REQUIRED TASK: For each line in the data below that holds "components", return a copy.

++++++

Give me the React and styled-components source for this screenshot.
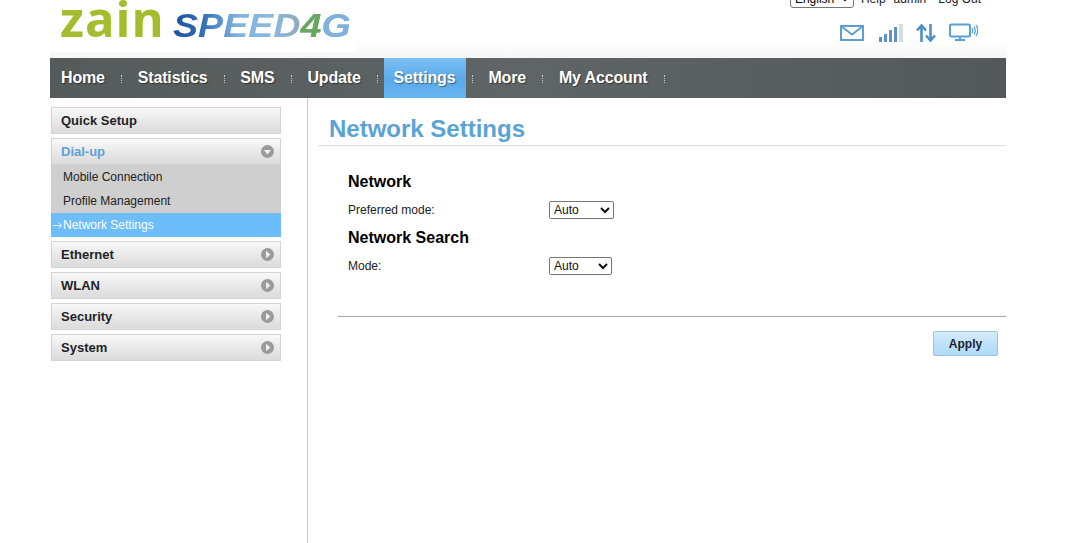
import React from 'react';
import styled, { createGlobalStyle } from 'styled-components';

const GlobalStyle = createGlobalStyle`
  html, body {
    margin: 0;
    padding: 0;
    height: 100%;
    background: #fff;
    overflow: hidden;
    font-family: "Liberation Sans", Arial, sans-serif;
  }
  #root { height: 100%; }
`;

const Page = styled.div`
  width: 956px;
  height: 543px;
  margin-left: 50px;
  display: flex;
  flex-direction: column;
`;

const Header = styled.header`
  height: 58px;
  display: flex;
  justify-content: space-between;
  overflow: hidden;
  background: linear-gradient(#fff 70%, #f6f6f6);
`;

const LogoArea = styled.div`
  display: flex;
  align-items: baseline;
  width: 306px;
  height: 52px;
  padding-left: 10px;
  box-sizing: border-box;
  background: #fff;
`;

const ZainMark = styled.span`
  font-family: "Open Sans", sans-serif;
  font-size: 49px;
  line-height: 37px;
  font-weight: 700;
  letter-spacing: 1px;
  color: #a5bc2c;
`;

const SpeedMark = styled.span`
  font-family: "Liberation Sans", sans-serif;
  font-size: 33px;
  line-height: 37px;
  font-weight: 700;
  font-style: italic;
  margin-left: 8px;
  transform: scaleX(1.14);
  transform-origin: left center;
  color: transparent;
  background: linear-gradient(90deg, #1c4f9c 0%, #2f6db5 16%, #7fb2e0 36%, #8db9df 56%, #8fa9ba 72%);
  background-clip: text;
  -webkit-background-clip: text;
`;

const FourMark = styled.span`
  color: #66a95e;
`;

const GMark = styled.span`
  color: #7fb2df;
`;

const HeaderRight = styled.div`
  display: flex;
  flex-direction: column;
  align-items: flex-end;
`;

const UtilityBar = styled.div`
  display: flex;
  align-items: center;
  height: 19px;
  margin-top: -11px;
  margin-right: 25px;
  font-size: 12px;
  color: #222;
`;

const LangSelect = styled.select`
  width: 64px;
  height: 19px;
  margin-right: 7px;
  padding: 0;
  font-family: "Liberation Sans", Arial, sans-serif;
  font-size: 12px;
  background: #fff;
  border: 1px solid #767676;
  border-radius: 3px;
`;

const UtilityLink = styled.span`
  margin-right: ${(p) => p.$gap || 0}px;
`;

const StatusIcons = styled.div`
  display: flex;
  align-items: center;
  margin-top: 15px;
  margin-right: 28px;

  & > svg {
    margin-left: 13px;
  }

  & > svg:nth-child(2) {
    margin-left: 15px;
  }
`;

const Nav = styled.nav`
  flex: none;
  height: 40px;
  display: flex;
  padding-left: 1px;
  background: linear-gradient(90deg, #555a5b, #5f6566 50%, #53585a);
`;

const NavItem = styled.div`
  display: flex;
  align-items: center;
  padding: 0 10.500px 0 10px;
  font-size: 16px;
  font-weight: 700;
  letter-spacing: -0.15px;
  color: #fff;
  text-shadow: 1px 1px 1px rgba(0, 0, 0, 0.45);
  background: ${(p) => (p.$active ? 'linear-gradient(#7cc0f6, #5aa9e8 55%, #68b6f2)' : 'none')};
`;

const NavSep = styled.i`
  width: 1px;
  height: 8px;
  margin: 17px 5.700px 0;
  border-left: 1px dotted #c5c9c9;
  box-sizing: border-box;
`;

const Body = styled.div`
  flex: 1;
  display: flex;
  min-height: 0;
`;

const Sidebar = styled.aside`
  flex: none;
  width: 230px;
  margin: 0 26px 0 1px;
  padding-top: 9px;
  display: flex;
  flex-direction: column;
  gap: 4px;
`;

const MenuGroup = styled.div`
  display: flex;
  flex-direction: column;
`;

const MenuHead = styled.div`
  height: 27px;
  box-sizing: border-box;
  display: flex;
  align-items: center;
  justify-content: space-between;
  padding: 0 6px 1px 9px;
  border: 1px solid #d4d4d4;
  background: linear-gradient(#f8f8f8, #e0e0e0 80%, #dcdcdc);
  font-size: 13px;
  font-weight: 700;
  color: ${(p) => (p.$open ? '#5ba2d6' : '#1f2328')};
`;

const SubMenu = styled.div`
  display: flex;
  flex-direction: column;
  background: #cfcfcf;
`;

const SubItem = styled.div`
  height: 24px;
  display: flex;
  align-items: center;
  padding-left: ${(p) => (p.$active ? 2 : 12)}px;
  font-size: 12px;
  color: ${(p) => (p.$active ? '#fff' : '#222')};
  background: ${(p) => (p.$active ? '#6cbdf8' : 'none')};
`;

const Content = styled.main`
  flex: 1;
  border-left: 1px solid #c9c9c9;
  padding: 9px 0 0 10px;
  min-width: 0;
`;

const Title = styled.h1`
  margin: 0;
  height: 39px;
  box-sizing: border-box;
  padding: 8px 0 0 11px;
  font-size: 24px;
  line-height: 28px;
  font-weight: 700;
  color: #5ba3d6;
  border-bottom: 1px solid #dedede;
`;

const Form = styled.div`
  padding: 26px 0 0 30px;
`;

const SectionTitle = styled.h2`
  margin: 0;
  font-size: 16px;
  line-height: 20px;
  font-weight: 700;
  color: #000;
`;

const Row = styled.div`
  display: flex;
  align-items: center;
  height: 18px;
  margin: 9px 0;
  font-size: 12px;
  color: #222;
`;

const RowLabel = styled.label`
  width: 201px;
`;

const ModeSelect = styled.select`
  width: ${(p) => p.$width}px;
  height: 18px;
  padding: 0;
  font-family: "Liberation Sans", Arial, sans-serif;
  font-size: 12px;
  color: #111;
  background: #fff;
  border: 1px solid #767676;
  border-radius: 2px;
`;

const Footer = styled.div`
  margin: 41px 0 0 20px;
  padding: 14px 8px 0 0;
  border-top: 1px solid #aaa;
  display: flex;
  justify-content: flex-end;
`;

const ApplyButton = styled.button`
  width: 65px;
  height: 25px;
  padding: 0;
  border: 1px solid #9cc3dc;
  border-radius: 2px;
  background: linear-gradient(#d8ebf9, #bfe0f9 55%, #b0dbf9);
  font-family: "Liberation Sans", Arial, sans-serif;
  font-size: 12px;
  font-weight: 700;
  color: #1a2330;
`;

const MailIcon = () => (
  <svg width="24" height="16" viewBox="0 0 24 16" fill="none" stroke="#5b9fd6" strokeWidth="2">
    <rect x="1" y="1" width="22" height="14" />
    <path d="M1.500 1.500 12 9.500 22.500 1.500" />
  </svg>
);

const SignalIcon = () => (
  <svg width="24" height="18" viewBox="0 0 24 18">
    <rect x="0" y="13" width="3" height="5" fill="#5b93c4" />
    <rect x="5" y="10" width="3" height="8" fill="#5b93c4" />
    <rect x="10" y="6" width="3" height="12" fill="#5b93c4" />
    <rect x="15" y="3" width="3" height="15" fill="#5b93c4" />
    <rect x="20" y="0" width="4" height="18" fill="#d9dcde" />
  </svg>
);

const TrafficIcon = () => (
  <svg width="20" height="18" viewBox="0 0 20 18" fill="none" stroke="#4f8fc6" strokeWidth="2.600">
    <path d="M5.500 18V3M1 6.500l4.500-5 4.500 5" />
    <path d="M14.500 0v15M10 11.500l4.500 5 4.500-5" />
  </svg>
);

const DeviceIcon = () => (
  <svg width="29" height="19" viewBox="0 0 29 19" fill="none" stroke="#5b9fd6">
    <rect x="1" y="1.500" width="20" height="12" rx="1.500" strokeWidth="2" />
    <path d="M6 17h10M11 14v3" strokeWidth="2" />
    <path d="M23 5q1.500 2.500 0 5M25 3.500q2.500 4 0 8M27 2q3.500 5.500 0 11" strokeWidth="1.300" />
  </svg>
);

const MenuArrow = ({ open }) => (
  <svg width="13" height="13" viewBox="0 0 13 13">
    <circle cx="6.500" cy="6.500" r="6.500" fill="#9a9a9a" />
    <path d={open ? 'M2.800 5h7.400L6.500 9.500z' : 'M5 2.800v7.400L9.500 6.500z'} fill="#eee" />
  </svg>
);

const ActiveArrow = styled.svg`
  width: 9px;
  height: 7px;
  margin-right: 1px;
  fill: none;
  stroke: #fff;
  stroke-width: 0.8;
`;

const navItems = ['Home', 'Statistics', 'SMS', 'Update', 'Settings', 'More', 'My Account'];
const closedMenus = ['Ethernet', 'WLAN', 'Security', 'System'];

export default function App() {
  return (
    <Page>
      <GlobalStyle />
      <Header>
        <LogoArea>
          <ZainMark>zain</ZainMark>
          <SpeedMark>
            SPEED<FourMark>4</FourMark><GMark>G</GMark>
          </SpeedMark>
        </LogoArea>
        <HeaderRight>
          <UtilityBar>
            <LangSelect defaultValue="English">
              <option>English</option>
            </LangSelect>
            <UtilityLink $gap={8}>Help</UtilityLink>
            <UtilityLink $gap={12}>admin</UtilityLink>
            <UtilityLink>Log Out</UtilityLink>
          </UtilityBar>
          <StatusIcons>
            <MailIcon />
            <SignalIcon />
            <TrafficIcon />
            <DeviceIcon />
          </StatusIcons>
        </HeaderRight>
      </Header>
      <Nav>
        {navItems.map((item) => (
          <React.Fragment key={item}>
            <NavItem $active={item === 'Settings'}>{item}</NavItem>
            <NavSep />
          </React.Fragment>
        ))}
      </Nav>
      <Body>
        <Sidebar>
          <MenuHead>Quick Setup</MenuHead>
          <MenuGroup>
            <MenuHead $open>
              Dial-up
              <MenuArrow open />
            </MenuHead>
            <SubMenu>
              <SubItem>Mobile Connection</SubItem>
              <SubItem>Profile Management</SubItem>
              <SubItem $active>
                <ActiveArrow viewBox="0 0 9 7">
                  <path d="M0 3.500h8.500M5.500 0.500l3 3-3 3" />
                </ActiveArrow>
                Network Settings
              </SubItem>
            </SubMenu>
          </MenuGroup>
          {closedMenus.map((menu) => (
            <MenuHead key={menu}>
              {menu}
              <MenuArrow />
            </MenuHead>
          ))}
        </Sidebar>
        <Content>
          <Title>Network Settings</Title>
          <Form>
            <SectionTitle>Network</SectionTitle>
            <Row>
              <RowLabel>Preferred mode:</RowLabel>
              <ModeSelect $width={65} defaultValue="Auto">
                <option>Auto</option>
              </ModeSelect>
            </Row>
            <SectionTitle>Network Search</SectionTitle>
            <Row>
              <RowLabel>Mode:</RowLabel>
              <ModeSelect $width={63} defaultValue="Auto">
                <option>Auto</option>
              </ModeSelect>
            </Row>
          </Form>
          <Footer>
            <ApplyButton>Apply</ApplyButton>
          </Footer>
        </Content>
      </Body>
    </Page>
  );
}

++++++

EXERCISE RESULT:
Give me the React and styled-components source for this screenshot.
import styled, { createGlobalStyle } from 'styled-components';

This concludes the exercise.